Shanghai and Suzhou water town exploration
Shanghai stays relatively mild at 4-10°C (39-50°F), and January's lower humidity makes walking the Bund and French Concession actually pleasant compared to summer's swampy heat. Day trips to Suzhou's classical gardens and water towns like Tongli or Zhouzhuang take 45-60 minutes by high-speed train (¥40-80). The gardens look stark in winter but that's part of their aesthetic - Chinese landscape design emphasizes seasonal change, and the bare branches against white walls create the compositions you see in traditional paintings. Water towns are far less mobbed than spring or autumn.
Guilin and Yangshuo karst landscape photography
January brings misty mornings that create those classic Chinese landscape painting scenes - karst peaks emerging from fog along the Li River. Temperatures range 8-15°C (46-59°F), cool enough for comfortable hiking but warm enough that you're not freezing on river cruises. The rice terraces in Longji are harvested and dry in January, so skip those, but the Li River cruise from Guilin to Yangshuo remains spectacular. Cycling around Yangshuo's countryside encounters far fewer tour buses than peak season, and you'll actually hear birds instead of megaphones.
January Events & Festivals
Chinese New Year (Spring Festival) preparations and celebrations
Chinese New Year 2026 falls on January 29th, with celebrations running through mid-February. The weeks before see markets selling red decorations, calligraphy scrolls, and special foods like niangao (sticky rice cake). Temples get packed on New Year's Eve with families burning incense for good fortune. The actual holiday week (January 28-February 3) sees most businesses close, but the street atmosphere - fireworks, lion dances, family gatherings - offers incredible cultural immersion if you don't mind transportation chaos. Major cities like Beijing and Shanghai actually empty out as people return to hometowns, creating an eerie quiet in normally packed metros.

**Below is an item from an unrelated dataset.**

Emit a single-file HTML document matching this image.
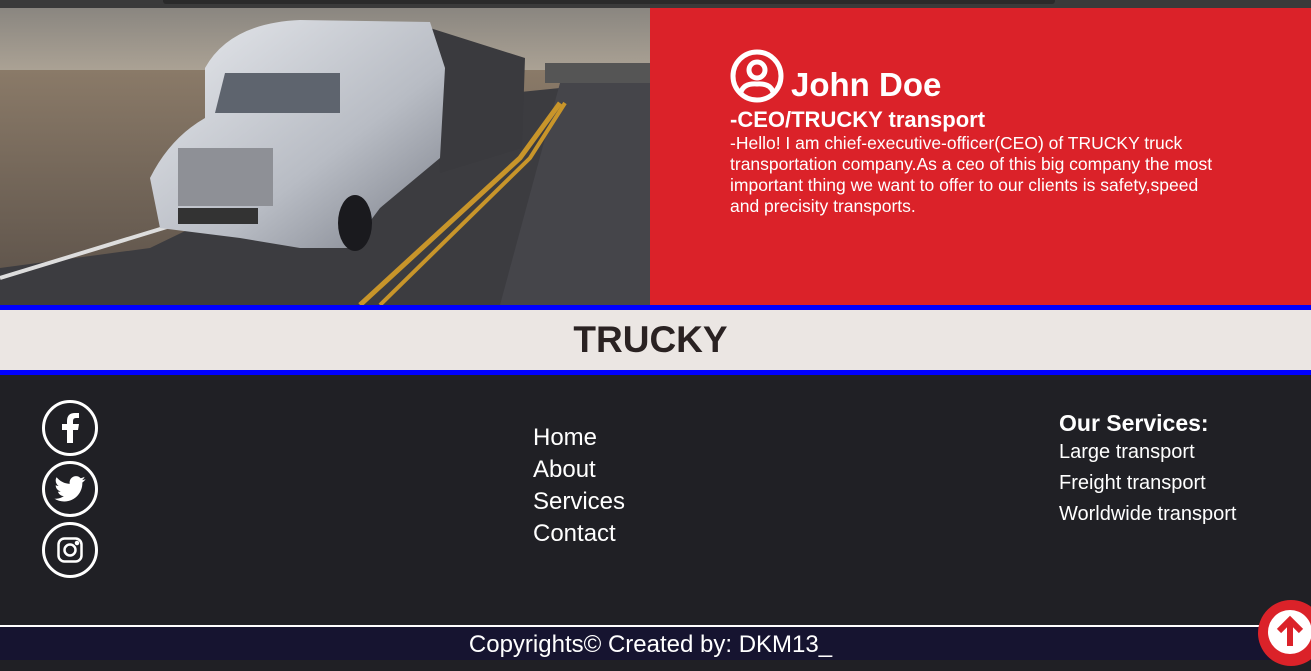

Harbin International Ice and Snow Sculpture Festival
Officially opens around January 5th and runs through late February, though January is peak before warmer weather affects sculptures. Beyond the main Ice and Snow World park, the festival includes ice swimming competitions in the Songhua River (watching locals plunge into holes cut in frozen river ice is genuinely wild), ice lantern displays, and snow sculpture competitions. Evening shows feature acrobats and LED light displays synchronized to music. The scale is difficult to overstate - some ice buildings reach 30 m (100 ft) tall and you can walk through ice replicas of famous architecture.